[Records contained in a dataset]
┏━━
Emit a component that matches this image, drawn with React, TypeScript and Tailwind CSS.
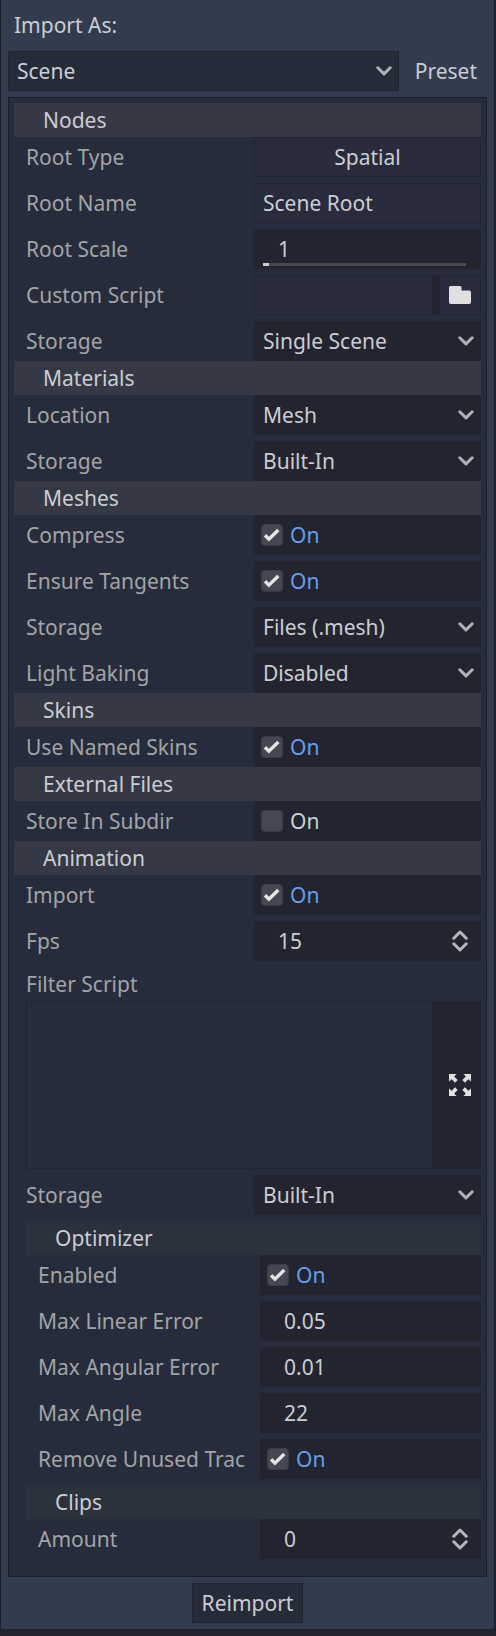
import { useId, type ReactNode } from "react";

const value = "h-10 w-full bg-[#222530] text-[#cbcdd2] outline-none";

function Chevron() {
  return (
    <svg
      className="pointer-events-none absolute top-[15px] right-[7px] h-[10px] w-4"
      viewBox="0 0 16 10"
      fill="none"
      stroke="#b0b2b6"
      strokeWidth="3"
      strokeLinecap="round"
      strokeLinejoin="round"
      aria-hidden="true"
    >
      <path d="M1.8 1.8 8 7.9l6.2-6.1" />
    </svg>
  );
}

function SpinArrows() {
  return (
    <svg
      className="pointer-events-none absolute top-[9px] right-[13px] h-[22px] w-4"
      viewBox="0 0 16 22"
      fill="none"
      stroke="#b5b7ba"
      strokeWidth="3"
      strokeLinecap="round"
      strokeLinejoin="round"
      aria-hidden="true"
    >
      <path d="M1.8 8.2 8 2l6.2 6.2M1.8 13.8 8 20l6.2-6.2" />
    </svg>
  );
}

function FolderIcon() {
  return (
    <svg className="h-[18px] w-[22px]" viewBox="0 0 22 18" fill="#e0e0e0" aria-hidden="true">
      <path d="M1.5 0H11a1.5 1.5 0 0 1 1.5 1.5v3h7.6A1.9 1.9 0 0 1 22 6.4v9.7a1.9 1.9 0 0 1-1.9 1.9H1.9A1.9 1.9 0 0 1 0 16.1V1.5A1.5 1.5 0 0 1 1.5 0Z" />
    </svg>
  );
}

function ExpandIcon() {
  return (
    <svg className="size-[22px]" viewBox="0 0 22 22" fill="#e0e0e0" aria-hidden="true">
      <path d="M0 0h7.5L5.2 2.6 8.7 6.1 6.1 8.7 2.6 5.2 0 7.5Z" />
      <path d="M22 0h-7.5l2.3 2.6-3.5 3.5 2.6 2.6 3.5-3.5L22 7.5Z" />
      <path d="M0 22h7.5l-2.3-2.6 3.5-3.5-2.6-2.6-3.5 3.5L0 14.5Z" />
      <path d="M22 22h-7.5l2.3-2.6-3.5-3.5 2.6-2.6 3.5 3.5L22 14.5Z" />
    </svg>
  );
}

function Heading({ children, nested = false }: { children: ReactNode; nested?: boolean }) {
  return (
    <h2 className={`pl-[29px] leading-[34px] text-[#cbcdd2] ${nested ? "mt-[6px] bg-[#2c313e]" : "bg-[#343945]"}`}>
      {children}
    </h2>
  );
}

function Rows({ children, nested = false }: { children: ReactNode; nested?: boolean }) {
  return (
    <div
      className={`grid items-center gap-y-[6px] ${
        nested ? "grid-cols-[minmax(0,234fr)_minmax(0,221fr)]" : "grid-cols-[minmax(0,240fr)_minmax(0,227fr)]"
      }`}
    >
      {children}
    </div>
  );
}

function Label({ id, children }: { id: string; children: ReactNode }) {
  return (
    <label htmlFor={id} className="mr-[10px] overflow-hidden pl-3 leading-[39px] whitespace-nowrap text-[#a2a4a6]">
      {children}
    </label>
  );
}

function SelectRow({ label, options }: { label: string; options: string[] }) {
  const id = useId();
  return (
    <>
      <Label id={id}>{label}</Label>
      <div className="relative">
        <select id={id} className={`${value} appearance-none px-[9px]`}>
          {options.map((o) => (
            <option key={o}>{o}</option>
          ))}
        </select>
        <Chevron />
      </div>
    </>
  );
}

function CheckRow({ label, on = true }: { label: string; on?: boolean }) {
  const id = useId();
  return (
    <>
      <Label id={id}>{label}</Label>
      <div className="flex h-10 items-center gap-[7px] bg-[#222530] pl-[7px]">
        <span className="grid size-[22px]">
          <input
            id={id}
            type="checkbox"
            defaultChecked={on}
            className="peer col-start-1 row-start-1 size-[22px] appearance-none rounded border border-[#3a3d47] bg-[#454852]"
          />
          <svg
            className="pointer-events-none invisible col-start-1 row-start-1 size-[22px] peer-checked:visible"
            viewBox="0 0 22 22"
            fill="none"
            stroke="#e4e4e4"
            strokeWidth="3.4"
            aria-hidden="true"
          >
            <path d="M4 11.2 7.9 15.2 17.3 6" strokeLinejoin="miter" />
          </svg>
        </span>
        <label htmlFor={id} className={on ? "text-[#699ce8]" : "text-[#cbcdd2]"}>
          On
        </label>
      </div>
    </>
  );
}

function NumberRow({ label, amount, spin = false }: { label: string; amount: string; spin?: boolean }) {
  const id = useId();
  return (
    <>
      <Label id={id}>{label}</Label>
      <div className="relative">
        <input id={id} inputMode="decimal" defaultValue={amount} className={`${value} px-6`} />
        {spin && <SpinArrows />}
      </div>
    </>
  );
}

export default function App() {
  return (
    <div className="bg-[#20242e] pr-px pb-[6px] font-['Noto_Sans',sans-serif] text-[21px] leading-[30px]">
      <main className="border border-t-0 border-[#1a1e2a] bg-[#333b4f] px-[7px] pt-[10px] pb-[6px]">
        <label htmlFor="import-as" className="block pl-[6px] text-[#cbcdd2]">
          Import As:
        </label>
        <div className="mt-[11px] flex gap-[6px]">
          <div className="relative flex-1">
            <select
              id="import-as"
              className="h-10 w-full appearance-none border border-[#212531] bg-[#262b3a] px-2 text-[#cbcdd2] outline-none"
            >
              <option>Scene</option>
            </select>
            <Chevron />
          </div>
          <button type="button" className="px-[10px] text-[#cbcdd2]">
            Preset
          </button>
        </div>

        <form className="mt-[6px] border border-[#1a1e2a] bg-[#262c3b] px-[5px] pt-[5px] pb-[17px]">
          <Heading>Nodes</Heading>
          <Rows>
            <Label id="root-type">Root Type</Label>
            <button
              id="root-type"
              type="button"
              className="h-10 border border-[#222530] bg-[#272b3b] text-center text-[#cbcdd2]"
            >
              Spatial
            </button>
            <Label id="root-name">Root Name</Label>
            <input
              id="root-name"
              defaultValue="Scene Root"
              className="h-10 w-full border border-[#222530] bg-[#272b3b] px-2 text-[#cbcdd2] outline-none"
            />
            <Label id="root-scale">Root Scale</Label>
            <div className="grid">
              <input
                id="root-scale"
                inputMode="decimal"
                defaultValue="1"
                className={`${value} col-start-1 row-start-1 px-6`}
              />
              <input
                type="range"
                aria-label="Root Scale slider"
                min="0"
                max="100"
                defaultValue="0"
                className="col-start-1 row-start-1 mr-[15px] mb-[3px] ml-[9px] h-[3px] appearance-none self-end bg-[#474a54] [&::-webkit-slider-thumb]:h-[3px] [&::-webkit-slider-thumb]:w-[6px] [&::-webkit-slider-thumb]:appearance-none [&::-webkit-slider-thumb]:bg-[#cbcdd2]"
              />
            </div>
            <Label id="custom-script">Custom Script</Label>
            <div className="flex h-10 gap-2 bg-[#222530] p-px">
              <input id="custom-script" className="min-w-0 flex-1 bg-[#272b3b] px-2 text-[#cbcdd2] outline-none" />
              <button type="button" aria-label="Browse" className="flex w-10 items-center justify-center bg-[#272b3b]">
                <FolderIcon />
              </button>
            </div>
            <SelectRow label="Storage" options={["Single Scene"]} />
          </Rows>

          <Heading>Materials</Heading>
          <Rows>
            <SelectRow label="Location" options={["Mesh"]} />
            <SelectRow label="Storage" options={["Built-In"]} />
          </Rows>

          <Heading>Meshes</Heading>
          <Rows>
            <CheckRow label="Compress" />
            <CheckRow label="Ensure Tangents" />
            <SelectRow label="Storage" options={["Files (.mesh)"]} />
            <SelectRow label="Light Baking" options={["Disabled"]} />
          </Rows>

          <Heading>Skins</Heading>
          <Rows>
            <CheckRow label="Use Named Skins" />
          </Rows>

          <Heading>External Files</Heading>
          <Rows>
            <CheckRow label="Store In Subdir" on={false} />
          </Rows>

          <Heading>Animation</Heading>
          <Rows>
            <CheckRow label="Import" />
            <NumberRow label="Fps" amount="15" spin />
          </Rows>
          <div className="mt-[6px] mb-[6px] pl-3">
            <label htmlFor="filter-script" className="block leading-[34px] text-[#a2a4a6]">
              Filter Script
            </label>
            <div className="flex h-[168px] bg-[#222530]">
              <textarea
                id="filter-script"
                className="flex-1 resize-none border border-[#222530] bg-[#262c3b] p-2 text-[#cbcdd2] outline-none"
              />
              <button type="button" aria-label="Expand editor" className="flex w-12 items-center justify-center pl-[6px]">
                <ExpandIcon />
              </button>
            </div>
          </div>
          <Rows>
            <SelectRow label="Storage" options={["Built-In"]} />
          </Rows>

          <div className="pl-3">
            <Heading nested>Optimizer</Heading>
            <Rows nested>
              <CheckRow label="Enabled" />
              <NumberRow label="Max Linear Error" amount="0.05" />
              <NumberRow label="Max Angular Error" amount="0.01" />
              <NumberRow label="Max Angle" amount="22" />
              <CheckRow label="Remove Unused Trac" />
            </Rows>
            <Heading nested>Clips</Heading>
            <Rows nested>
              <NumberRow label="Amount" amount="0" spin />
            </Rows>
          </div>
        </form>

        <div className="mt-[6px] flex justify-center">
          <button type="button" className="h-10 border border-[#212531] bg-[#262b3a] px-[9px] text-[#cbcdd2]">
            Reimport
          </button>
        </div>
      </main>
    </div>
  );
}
┗━━
┏━━
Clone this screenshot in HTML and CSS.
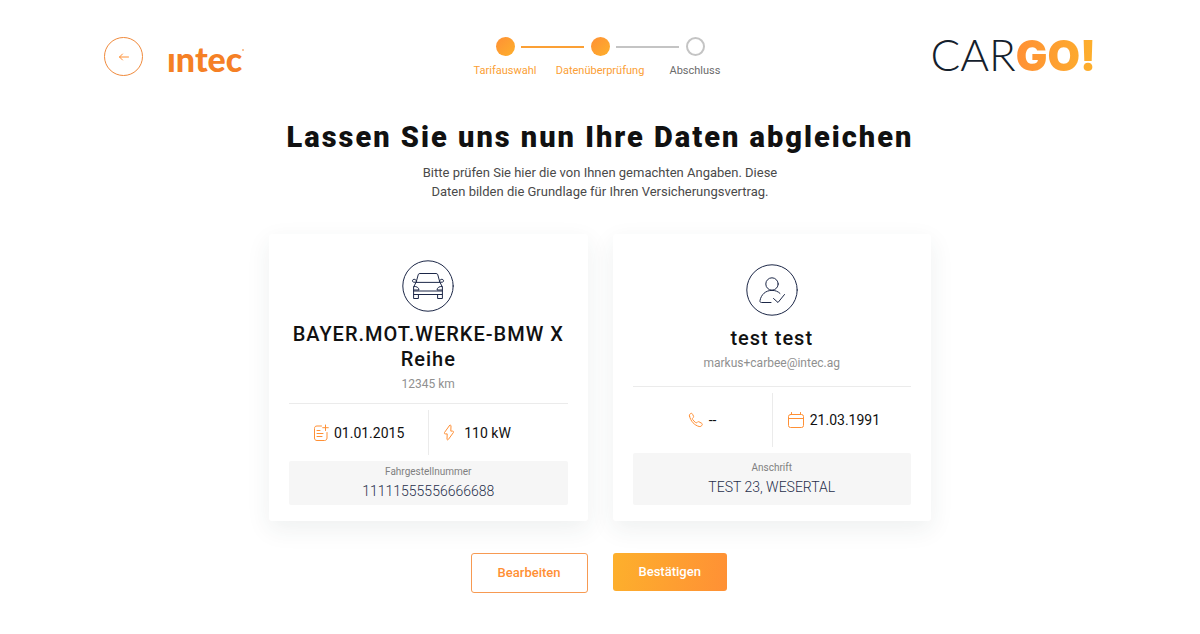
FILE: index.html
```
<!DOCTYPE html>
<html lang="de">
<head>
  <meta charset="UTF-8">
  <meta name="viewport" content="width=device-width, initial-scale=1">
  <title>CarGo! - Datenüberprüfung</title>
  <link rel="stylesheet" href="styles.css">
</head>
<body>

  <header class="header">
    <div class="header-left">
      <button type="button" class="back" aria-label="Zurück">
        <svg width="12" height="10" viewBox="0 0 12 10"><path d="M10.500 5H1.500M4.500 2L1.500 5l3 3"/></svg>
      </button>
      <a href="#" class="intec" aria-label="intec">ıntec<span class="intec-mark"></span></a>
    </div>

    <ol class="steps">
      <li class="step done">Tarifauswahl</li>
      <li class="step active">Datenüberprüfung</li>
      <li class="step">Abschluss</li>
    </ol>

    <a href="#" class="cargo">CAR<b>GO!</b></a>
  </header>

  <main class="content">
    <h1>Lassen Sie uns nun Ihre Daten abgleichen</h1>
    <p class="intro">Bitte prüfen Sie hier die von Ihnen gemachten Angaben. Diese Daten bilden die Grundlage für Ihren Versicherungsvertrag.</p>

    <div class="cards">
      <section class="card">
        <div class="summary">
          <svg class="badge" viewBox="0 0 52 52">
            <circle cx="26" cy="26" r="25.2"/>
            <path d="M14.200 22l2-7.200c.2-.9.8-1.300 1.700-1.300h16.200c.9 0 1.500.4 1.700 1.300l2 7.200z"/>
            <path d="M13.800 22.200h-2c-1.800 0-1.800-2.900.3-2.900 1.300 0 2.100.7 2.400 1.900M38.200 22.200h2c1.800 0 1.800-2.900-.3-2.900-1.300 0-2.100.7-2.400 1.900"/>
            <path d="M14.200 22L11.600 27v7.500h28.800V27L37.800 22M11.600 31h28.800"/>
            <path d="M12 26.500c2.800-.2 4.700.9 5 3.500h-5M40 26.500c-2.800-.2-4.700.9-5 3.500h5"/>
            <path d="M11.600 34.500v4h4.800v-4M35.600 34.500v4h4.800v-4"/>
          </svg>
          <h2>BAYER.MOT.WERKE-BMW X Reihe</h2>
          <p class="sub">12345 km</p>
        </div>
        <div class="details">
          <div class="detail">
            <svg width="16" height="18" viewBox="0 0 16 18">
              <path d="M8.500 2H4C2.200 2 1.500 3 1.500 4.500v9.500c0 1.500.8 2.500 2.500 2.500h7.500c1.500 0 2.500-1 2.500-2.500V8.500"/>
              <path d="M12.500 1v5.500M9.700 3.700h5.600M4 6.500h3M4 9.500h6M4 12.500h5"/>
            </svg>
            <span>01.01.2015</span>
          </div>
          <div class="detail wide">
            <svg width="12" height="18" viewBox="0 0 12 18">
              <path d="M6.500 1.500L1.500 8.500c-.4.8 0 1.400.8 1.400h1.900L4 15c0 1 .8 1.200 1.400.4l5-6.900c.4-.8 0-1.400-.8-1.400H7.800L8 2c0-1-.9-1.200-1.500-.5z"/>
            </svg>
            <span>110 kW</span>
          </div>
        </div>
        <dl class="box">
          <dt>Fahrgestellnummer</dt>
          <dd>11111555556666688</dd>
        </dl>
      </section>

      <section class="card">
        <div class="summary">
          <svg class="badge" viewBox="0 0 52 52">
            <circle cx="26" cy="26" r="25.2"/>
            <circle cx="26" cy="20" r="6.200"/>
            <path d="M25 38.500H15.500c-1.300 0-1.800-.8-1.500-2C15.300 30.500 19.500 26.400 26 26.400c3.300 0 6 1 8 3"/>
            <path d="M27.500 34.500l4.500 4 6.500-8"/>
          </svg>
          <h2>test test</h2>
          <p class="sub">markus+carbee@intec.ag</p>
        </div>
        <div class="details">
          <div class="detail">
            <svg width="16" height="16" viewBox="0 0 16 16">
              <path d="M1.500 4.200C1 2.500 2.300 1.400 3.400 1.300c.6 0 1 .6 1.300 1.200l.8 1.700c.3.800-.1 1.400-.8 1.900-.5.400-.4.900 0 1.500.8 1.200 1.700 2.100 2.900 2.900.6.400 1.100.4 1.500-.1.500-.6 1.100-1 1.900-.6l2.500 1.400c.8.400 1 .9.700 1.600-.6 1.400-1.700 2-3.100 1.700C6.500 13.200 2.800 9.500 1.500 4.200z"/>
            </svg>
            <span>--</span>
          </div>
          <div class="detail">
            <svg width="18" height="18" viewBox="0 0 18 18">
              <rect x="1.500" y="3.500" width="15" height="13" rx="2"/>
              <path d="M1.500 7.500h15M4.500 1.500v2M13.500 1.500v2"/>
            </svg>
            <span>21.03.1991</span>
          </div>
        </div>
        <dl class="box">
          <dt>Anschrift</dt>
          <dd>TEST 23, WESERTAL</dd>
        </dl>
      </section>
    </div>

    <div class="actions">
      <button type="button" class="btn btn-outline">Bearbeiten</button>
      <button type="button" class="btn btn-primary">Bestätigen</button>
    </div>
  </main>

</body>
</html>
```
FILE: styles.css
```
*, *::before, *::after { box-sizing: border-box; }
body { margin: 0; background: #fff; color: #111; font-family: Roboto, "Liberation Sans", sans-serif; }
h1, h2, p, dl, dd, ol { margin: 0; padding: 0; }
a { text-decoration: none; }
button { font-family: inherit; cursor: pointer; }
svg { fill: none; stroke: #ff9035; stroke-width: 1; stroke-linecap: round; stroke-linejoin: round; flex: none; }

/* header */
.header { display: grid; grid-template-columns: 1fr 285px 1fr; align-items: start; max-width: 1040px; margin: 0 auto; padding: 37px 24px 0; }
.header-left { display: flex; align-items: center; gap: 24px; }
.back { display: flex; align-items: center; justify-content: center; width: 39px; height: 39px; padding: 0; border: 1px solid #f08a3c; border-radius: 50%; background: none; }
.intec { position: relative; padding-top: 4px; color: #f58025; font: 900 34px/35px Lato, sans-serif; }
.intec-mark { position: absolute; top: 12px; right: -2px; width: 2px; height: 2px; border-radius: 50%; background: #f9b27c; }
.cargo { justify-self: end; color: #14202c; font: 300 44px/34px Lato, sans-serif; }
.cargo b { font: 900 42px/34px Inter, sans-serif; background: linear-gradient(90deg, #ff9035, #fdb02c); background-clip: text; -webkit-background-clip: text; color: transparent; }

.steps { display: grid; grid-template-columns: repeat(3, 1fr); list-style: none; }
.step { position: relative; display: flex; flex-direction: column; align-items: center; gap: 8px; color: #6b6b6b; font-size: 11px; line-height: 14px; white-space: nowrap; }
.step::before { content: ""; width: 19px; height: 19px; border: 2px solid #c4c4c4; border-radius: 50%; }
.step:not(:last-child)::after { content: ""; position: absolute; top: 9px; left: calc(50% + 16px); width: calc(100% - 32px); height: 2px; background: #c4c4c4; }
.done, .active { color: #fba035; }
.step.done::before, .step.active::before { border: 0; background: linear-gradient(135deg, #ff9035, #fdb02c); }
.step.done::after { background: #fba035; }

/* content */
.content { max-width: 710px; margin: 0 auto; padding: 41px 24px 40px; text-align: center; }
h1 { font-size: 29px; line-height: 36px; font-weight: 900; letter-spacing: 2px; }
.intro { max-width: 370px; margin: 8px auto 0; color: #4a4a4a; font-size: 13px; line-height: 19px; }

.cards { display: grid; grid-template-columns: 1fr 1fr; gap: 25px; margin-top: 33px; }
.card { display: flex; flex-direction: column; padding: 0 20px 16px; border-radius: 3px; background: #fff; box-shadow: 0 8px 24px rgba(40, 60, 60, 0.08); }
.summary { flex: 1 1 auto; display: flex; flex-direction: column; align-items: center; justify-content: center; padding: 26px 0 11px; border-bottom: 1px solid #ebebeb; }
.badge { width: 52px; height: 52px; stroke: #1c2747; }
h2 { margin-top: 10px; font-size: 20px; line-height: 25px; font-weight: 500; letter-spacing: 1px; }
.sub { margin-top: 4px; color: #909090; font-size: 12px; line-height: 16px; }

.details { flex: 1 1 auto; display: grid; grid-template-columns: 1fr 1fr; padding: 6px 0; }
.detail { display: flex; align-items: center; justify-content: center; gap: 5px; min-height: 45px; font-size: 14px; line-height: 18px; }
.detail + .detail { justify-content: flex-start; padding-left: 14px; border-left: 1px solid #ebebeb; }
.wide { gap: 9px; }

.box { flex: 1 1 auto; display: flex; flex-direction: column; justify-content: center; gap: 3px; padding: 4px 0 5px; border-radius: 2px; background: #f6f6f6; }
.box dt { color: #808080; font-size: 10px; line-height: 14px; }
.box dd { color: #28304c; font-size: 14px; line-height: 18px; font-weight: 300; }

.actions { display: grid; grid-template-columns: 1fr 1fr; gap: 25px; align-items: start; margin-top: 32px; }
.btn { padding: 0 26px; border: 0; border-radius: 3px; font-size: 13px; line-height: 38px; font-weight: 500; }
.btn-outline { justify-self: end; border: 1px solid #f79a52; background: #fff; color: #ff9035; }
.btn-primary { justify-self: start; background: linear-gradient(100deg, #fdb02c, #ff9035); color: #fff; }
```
┗━━
- Direction -
Search the records for the word "this". Copy every line that has it.

- Correct answer -
Emit a component that matches this image, drawn with React, TypeScript and Tailwind CSS.
Clone this screenshot in HTML and CSS.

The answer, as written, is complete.